There are several values of democracy; however, liberty, equality and justice are the key factors, which ensure that the will of the majority is adhered to in governance. Liberty ensures that the basic rights of all citizens are defended by constitution. It contrasts with autocratic forms of government and deals with justice where all the people are supposed to be treated fairly by the law and justice. Moreover, the equality forms a crucial base for democracy in ensuring that every individual has equal rights.

Democracy is nurtured in citizens’ minds through empowering them to know their rights, privileges and responsibilities towards their country. Citizens should learn that they need to participate in governance. Moreover, they also need to learn that it’s their responsibility to elect their leaders and representatives accordingly. On the other hand, the government has to ensure that the voice of people is heard through ensuring that all democratic processes, such as elections and referenda are free, fair and that their outcome is respected.

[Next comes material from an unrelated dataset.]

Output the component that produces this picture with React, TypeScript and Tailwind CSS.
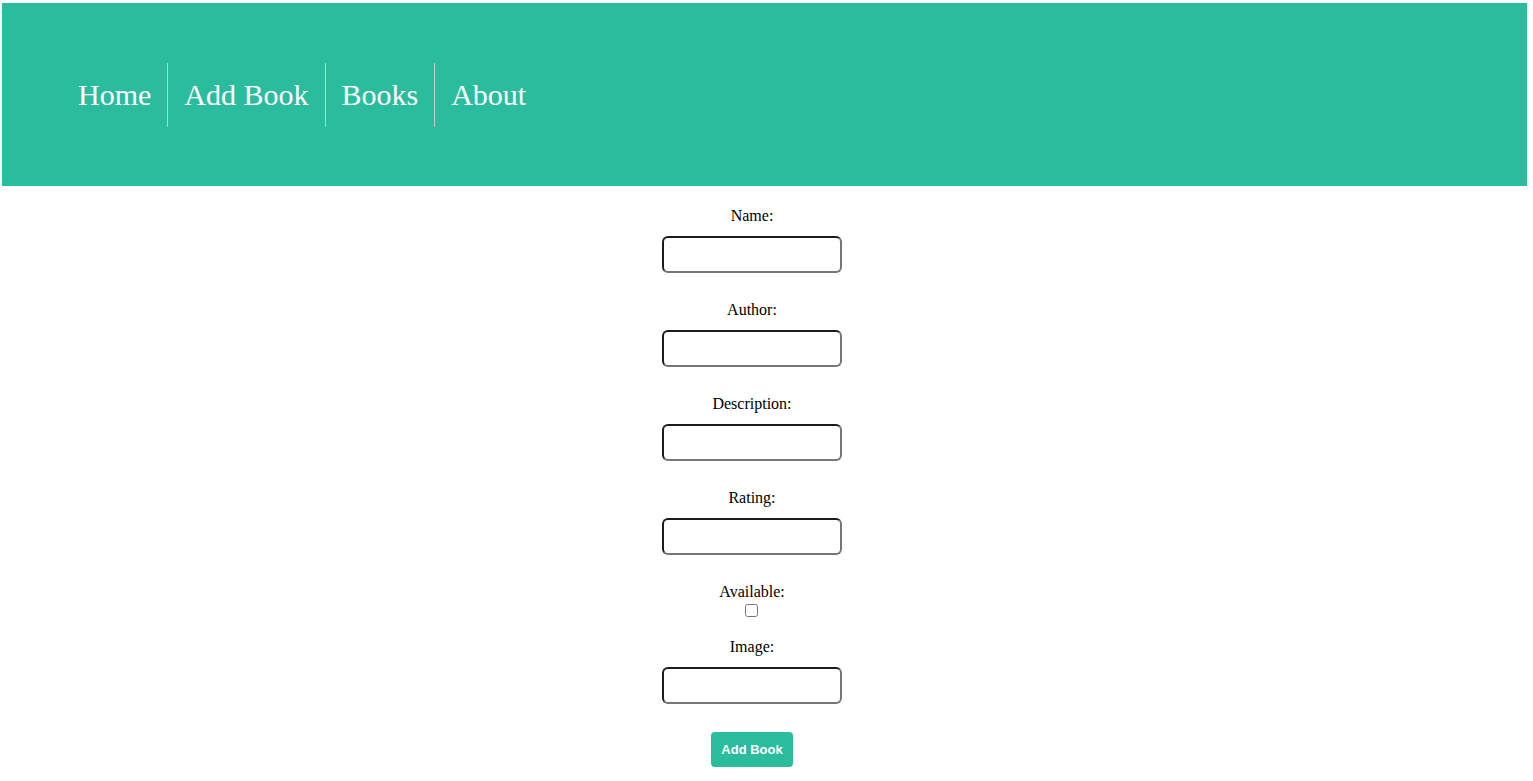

Structures of democracy are inefficient if the people and the government have no will to support them. The government should empower its citizens through education and establishment of strong independent structures, such as the judiciary, in a way that the government and people’s representatives are accountable. It is pivotal in helping citizens to achieve democracy effectively. Equality, dignity and justice for all people enable meaningful participation of people in governance.